How It Works
From speech to polished text — recording, transcription, AI processing, and output.
When you record with VivaDicta, your speech goes through a multi-stage pipeline that turns raw audio into clean, polished text.
The Pipeline
Recording
Audio is captured via your device's microphone.
Transcription
Speech is converted to text using your chosen model — local (Whisper, Parakeet) or cloud provider.
Word Replacements
Your custom find-and-replace rules are applied — fixing names, expanding abbreviations, standardizing terms.
Custom Vocabulary
Domain-specific terms and proper nouns you've defined are included as context for more accurate results.
AI Processing
If enabled, the text is sent to your chosen AI provider with your selected preset for polishing, summarizing, translating, or reformatting.
Output Cleanup
AI artifacts (thinking tags, wrapper XML) are stripped for a clean final result.
Paragraph Formatting
Continuous text is broken into readable paragraphs using language-aware sentence detection.
Smart Insert
When using the keyboard, Smart Insert automatically adds spacing and adjusts capitalization so text flows naturally into what you've already typed.
Recording
VivaDicta captures high-quality audio from your device's microphone. Recordings are stored locally and can be played back from your transcription history.
Transcription
Your audio is routed to whichever transcription engine you've selected:
- Local: Whisper (optimized for Apple hardware), Parakeet, — fully private, no internet needed.

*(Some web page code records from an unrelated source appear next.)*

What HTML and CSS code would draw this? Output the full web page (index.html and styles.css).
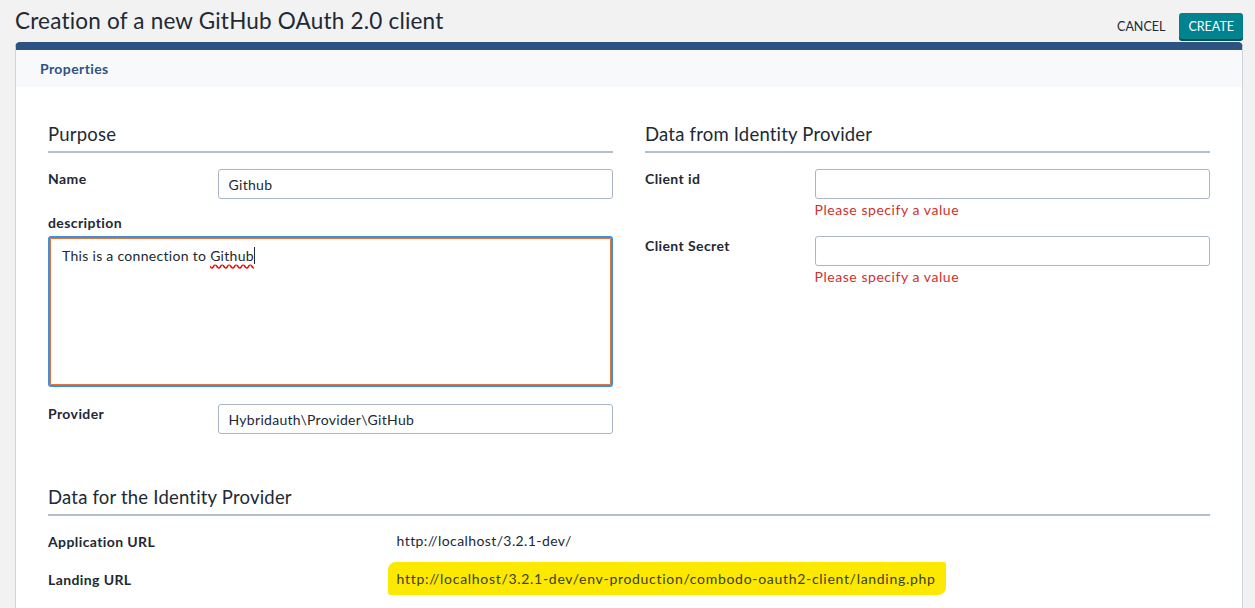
FILE: index.html
```html
<!DOCTYPE html>
<html lang="en">
<head>
    <meta charset="UTF-8">
    <meta name="viewport" content="width=device-width, initial-scale=1.0">
    <title>Creation of a new GitHub OAuth 2.0 client</title>
    <link rel="stylesheet" href="styles.css">
</head>
<body>
    <div class="page-header">
        <h1>Creation of a new GitHub OAuth 2.0 client</h1>
        <div class="actions">
            <button class="btn-cancel">CANCEL</button>
            <button class="btn-create">CREATE</button>
        </div>
    </div>

    <div class="panel">
        <div class="panel-tab">Properties</div>
        <div class="panel-body">
            <div class="columns">
                <div class="fieldset">
                    <h2>Purpose</h2>
                    <div class="field">
                        <label>Name</label>
                        <div class="value"><input type="text" value="Github"></div>
                    </div>
                    <div class="field stacked">
                        <label>description</label>
                        <div class="textarea-box">This is a connection to <span class="typo">Github</span><span class="caret"></span></div>
                    </div>
                    <div class="field">
                        <label>Provider</label>
                        <div class="value"><input type="text" value="Hybridauth\Provider\GitHub"></div>
                    </div>
                </div>
                <div class="fieldset">
                    <h2>Data from Identity Provider</h2>
                    <div class="field">
                        <label>Client id</label>
                        <div class="value">
                            <input type="text" value="">
                            <div class="error">Please specify a value</div>
                        </div>
                    </div>
                    <div class="field">
                        <label>Client Secret</label>
                        <div class="value">
                            <input type="text" value="">
                            <div class="error">Please specify a value</div>
                        </div>
                    </div>
                </div>
            </div>

            <div class="fieldset wide">
                <h2>Data for the Identity Provider</h2>
                <div class="field static">
                    <label>Application URL</label>
                    <div class="value">http://localhost/3.2.1-dev/</div>
                </div>
                <div class="field static">
                    <label>Landing URL</label>
                    <div class="value"><span class="marker">http://localhost/3.2.1-dev/env-production/combodo-oauth2-client/landing.php</span></div>
                </div>
            </div>
        </div>
    </div>
</body>
</html>
```

FILE: styles.css
```css
body {
    font-family: Lato, "Open Sans", sans-serif;
    margin: 0;
    background-color: #f2f2f2;
    color: #212934;
    font-size: 14px;
    letter-spacing: 0.4px;
}
.page-header {
    display: flex;
    justify-content: space-between;
    align-items: center;
    padding: 5px 12px 3px 15px;
}
.page-header h1 {
    margin: 0 0 3px;
    font-size: 22.5px;
    font-weight: 400;
    letter-spacing: 0.2px;
}
.actions {
    display: flex;
    align-items: center;
    gap: 5px;
    padding-top: 8px;
}
.actions button {
    font-family: inherit;
    font-size: 12.5px;
    letter-spacing: 0;
    border: none;
    cursor: pointer;
    padding: 6px 9px 5px;
}
.btn-cancel {
    background: transparent;
    color: #212934;
}
.btn-create {
    background-color: #00838f;
    color: #fff;
    border-radius: 3px;
    box-shadow: 0 2px 0 #004f56;
}
.panel {
    margin: 0 12px 0 15px;
    border: 1px solid #ccd3dc;
    border-top: 8px solid #2c5382;
    border-radius: 5px 5px 0 0;
    background: #fff;
}
.panel-tab {
    background-color: #f8f9fa;
    color: #2c5382;
    font-weight: 700;
    padding: 10px 24px 10px;
    line-height: 17px;
}
.panel-body {
    padding: 36px 32px 20px;
}
.columns {
    display: grid;
    grid-template-columns: 1fr 1fr;
    gap: 32px;
}
.fieldset h2 {
    margin: 0 0 16px;
    font-size: 18.5px;
    font-weight: 400;
    letter-spacing: 0.2px;
    padding-bottom: 6px;
    border-bottom: 2px solid #b4bfcc;
}
.field {
    display: flex;
    margin-bottom: 12px;
}
.field label {
    width: 30%;
    font-weight: 700;
    padding-top: 1px;
}
.field .value {
    flex: 1;
}
.field input {
    box-sizing: border-box;
    width: 100%;
    height: 30px;
    border: 1px solid #acb6c2;
    border-radius: 3px;
    padding: 0 10px;
    font-family: inherit;
    font-size: 14px;
    letter-spacing: 0.3px;
    color: #212934;
}
.error {
    color: #d0312d;
    letter-spacing: 0.55px;
    margin-top: 2px;
    margin-bottom: 6px;
}
.field.stacked {
    flex-direction: column;
    gap: 5px;
    margin-top: 14px;
    margin-bottom: 17px;
}
.field.stacked label {
    width: auto;
}
.textarea-box {
    box-sizing: border-box;
    height: 151px;
    border: 2px solid #3e91e2;
    box-shadow: inset 0 0 0 1px #e0763b;
    border-radius: 3px;
    padding: 9px 12px;
    letter-spacing: 0.3px;
}
.typo {
    text-decoration: underline wavy #e00;
    text-decoration-skip-ink: none;
    text-underline-offset: 3px;
}
.caret {
    display: inline-block;
    width: 1px;
    height: 17px;
    background: #212934;
    vertical-align: -3px;
}
.fieldset.wide {
    margin-top: 40px;
}
.field.static {
    margin-bottom: 20px;
}
.marker {
    background-color: #fde800;
    padding: 8px 10px 8px 9px;
    margin-left: -9px;
    border-radius: 8px 2px 8px 3px;
    color: #3a4120;
    letter-spacing: 0.7px;
}
```
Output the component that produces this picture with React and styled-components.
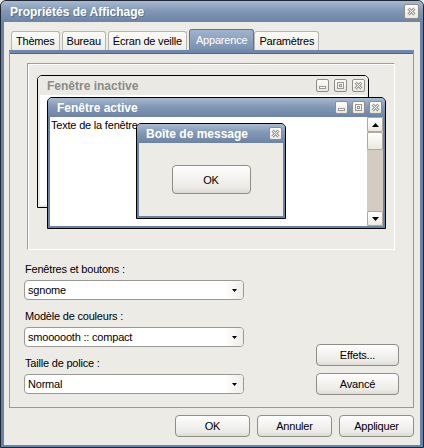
import styled, { createGlobalStyle } from 'styled-components';

const GlobalStyle = createGlobalStyle`
    body {
        margin: 0;
        background: #ecebe6;
        font-family: 'Liberation Sans', Arial, sans-serif;
        font-size: 11px;
        letter-spacing: -0.2px;
    }
`;

const Window = styled.div`
    width: 424px;
    height: 448px;
    box-sizing: border-box;
    border: 1px solid #1d2633;
    border-radius: 6px 6px 0 0;
    background: #6a82a3;
    display: flex;
    flex-direction: column;
    overflow: hidden;
`;

const TitleBar = styled.div`
    height: 21px;
    flex: none;
    display: flex;
    align-items: center;
    justify-content: space-between;
    padding: 0 4px 0 9px;
    background: linear-gradient(#a9bad0 0%, #8298b6 45%, #6c84a5 100%);
`;

const TitleText = styled.span`
    color: #fff;
    font-weight: bold;
    font-size: 12px;
    letter-spacing: 0;
    text-shadow: 1px 1px 0 rgba(40, 55, 80, 0.35);
`;

const Body = styled.div`
    flex: 1;
    margin: 0 3px 2px;
    background: #ecebe6;
    padding: 7px 6px 8px 5px;
    display: flex;
    flex-direction: column;
`;

const TabRow = styled.div`
    height: 21px;
    display: flex;
    align-items: flex-end;
    padding-left: 2px;
`;

const Tab = styled.div`
    height: ${(p) => (p.$selected ? 21 : 19)}px;
    box-sizing: border-box;
    padding: 0 ${(p) => (p.$selected ? 6 : 4)}px;
    margin-right: ${(p) => (p.$selected ? 0 : 2)}px;
    display: flex;
    align-items: center;
    border: 1px solid ${(p) => (p.$selected ? '#5d7494' : '#b7b5ae')};
    border-bottom: none;
    border-radius: 3px 3px 0 0;
    background: ${(p) =>
        p.$selected
            ? 'linear-gradient(#9fb3cc, #7890b0)'
            : 'linear-gradient(#fbfbf9, #eeede8)'};
    color: ${(p) => (p.$selected ? '#fff' : '#000')};
    white-space: nowrap;
`;

const Panel = styled.div`
    height: 358px;
    box-sizing: border-box;
    border: 1px solid #919b9c;
    border-top: 3px solid #6f88a9;
    box-shadow: inset 0 1px 0 #4f6586;
    padding: 10px 14px 0 14px;
    display: flex;
    flex-direction: column;
`;

const Preview = styled.div`
    position: relative;
    width: 368px;
    height: 187px;
    box-sizing: border-box;
    margin-left: 3px;
    border: 1px solid;
    border-color: #9d9c97 #fff #fff #9d9c97;
    box-shadow: inset 1px 1px 0 #fff;
    background: #ecebe6;
`;

const MiniWindow = styled.div`
    position: absolute;
    left: ${(p) => p.$x}px;
    top: ${(p) => p.$y}px;
    width: ${(p) => p.$w}px;
    height: ${(p) => p.$h}px;
    box-sizing: border-box;
    border: 1px solid #000;
    border-radius: 5px 5px 0 0;
    background: ${(p) => (p.$active ? '#6a82a3' : '#ebe9e3')};
    padding: 0 2px 2px;
    display: flex;
    flex-direction: column;
    overflow: hidden;
`;

const MiniTitle = styled.div`
    height: 19px;
    flex: none;
    display: flex;
    align-items: center;
    justify-content: space-between;
    padding: 0 3px 0 9px;
    margin: 0 -2px;
    background: ${(p) =>
        p.$active ? 'linear-gradient(#a9bad0 0%, #8298b6 45%, #6c84a5 100%)' : '#ebe9e3'};
    color: ${(p) => (p.$active ? '#fff' : '#8c8b87')};
    font-weight: bold;
    font-size: 12px;
    letter-spacing: 0;
`;

const CaptionGroup = styled.div`
    display: flex;
    gap: ${(p) => p.$gap}px;
`;

const CaptionBtn = styled.div`
    width: ${(p) => p.$size}px;
    height: ${(p) => p.$size}px;
    box-sizing: border-box;
    border: 1px solid #8f8e89;
    border-radius: 2px;
    background: linear-gradient(#fdfdfb, #e9e7e0);
    display: flex;
    align-items: center;
    justify-content: center;
`;

const Client = styled.div`
    flex: 1;
    background: #fff;
    display: flex;
`;

const ClientText = styled.div`
    flex: 1;
    padding: 2px 1px;
    color: #000;
`;

const ScrollBar = styled.div`
    width: 16px;
    display: flex;
    flex-direction: column;
    background: #d4ccc1;
`;

const ScrollPart = styled.div`
    height: ${(p) => p.$h}px;
    box-sizing: border-box;
    border: 1px solid #b1a99c;
    border-radius: 2px;
    background: linear-gradient(#fff, #ebe8e1);
    display: flex;
    align-items: center;
    justify-content: center;
`;

const Track = styled.div`
    flex: 1;
`;

const MsgBody = styled.div`
    flex: 1;
    background: #ecebe6;
    display: flex;
    align-items: center;
    justify-content: center;
`;

const Button = styled.div`
    width: ${(p) => p.$w}px;
    height: ${(p) => p.$h || 22}px;
    box-sizing: border-box;
    border: 1px solid #8e8d88;
    border-radius: 4px;
    background: linear-gradient(#fefefe, #ebeae5 80%, #dcdad3);
    display: flex;
    align-items: center;
    justify-content: center;
    color: #000;
`;

const Lower = styled.div`
    display: flex;
    justify-content: space-between;
    align-items: flex-end;
    margin-top: 13px;
`;

const Column = styled.div`
    width: 220px;
    display: flex;
    flex-direction: column;
`;

const Label = styled.div`
    line-height: 13px;
    margin: ${(p) => (p.$first ? 0 : 10)}px 0 4px 1px;
`;

const Select = styled.div`
    height: 20px;
    box-sizing: border-box;
    border: 1px solid #9a9995;
    border-radius: 4px;
    background: #fff;
    display: flex;
    align-items: center;
    overflow: hidden;
`;

const SelectValue = styled.div`
    flex: 1;
    padding-left: 3px;
`;

const SelectArrow = styled.div`
    width: 18px;
    align-self: stretch;
    background: linear-gradient(to right, #fff, #eeede9);
    display: flex;
    align-items: center;
    justify-content: center;
`;

const SideButtons = styled.div`
    display: flex;
    flex-direction: column;
    gap: 7px;
    margin-bottom: -1px;
`;

const Footer = styled.div`
    margin-top: 7px;
    display: flex;
    justify-content: flex-end;
    gap: 7px;
`;

const Glyph = ({ kind }) => {
    if (kind === 'min')
        return (
            <svg width="9" height="9" viewBox="0 0 9 9">
                <rect x="1.5" y="5.5" width="6" height="2" fill="#fff" stroke="#9a9994" />
            </svg>
        );
    if (kind === 'max')
        return (
            <svg width="9" height="9" viewBox="0 0 9 9">
                <rect x="1.5" y="1.5" width="6" height="6" fill="none" stroke="#9a9994" />
                <rect x="3.5" y="3.5" width="2" height="2" fill="none" stroke="#9a9994" />
            </svg>
        );
    return (
        <svg width="9" height="9" viewBox="0 0 9 9">
            <path d="M1.5 1.5 L7.5 7.5 M7.5 1.5 L1.5 7.5" stroke="#9a9994" strokeWidth="3" />
            <path d="M1.5 1.5 L7.5 7.5 M7.5 1.5 L1.5 7.5" stroke="#fff" strokeWidth="1" />
        </svg>
    );
};

const Caption = ({ kinds, size = 13, gap = 4 }) => (
    <CaptionGroup $gap={gap}>
        {kinds.map((k) => (
            <CaptionBtn key={k} $size={size}>
                <Glyph kind={k} />
            </CaptionBtn>
        ))}
    </CaptionGroup>
);

const Triangle = ({ up, w = 7, h = 4 }) => (
    <svg width={w} height={h} viewBox={`0 0 ${w} ${h}`}>
        <polygon points={up ? `0,${h} ${w},${h} ${w / 2},0` : `0,0 ${w},0 ${w / 2},${h}`} fill="#000" />
    </svg>
);

const tabs = ['Thèmes', 'Bureau', 'Écran de veille', 'Apparence', 'Paramètres'];

const fields = [
    { label: 'Fenêtres et boutons :', value: 'sgnome' },
    { label: 'Modèle de couleurs :', value: 'smoooooth :: compact' },
    { label: 'Taille de police :', value: 'Normal' },
];

const App = () => {
    return (
        <>
            <GlobalStyle />
            <Window>
                <TitleBar>
                    <TitleText>Propriétés de Affichage</TitleText>
                    <Caption kinds={['close']} size={15} />
                </TitleBar>
                <Body>
                    <TabRow>
                        {tabs.map((t) => (
                            <Tab key={t} $selected={t === 'Apparence'}>
                                {t}
                            </Tab>
                        ))}
                    </TabRow>
                    <Panel>
                        <Preview>
                            <MiniWindow $x={9} $y={11} $w={332} $h={133}>
                                <MiniTitle>
                                    Fenêtre inactive
                                    <Caption kinds={['min', 'max', 'close']} gap={5} />
                                </MiniTitle>
                                <Client />
                            </MiniWindow>
                            <MiniWindow $active $x={19} $y={33} $w={339} $h={132}>
                                <MiniTitle $active>
                                    Fenêtre active
                                    <Caption kinds={['min', 'max', 'close']} gap={4} />
                                </MiniTitle>
                                <Client>
                                    <ClientText>Texte de la fenêtre</ClientText>
                                    <ScrollBar>
                                        <ScrollPart $h={15}>
                                            <Triangle up />
                                        </ScrollPart>
                                        <ScrollPart $h={18} />
                                        <Track />
                                        <ScrollPart $h={15}>
                                            <Triangle />
                                        </ScrollPart>
                                    </ScrollBar>
                                </Client>
                            </MiniWindow>
                            <MiniWindow $active $x={108} $y={59} $w={150} $h={96}>
                                <MiniTitle $active>
                                    Boîte de message
                                    <Caption kinds={['close']} />
                                </MiniTitle>
                                <MsgBody>
                                    <Button $w={79} $h={29}>OK</Button>
                                </MsgBody>
                            </MiniWindow>
                        </Preview>
                        <Lower>
                            <Column>
                                {fields.map((f, i) => (
                                    <div key={f.label}>
                                        <Label $first={i === 0}>{f.label}</Label>
                                        <Select>
                                            <SelectValue>{f.value}</SelectValue>
                                            <SelectArrow>
                                                <Triangle w={5} h={3} />
                                            </SelectArrow>
                                        </Select>
                                    </div>
                                ))}
                            </Column>
                            <SideButtons>
                                <Button $w={83}>Effets...</Button>
                                <Button $w={83}>Avancé</Button>
                            </SideButtons>
                        </Lower>
                    </Panel>
                    <Footer>
                        <Button $w={75}>OK</Button>
                        <Button $w={75}>Annuler</Button>
                        <Button $w={75}>Appliquer</Button>
                    </Footer>
                </Body>
            </Window>
        </>
    );
};

export default App;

- Cloud: Groq, Deepgram, ElevenLabs, Gemini, Mistral, and more — fast and accurate.
See Transcription Models for a full comparison.
Text Processing
After transcription, the raw text goes through several processing stages:
- Word Replacements — custom find-and-replace rules you define in settings. Useful for correcting names, expanding abbreviations, and fixing persistent transcription errors.
- Custom Vocabulary — domain-specific terms included as context to improve AI processing accuracy.
AI Processing
If AI processing is enabled, the cleaned transcription is sent to your chosen AI provider with your selected preset. The AI can:
- Fix grammar and punctuation (Regular preset).
- Reformat for a specific tone (Professional, Casual, Chat).
- Summarize or extract action points.
- Translate to another language.
- Format as code or technical content.
- Follow any custom instructions you've written.
See Transcription Models and Recommended Models for provider options.
Smart Insert (Keyboard)
When inserting text via the VivaDicta custom keyboard, Smart Insert automatically formats text to flow naturally into what you've already typed:
- Smart Spacing — adds a space before the inserted text if it follows a letter, number, or punctuation. Adds a trailing space unless the next character is already whitespace or punctuation.
- Smart Capitalization — capitalizes the first letter when inserting at the start of a sentence (after a period, exclamation mark, question mark, or newline). Lowercases it when continuing a sentence mid-flow.
Smart Insert is a per-mode setting — enable or disable it for each Viva Mode in your mode settings.
Output
The finished text is displayed in the app, saved to your transcription history, and can be copied to your clipboard. When using the VivaDicta keyboard, text is inserted directly into the active text field.
Both the raw transcription and AI-processed version are saved as separate variations, so you can always go back to the original.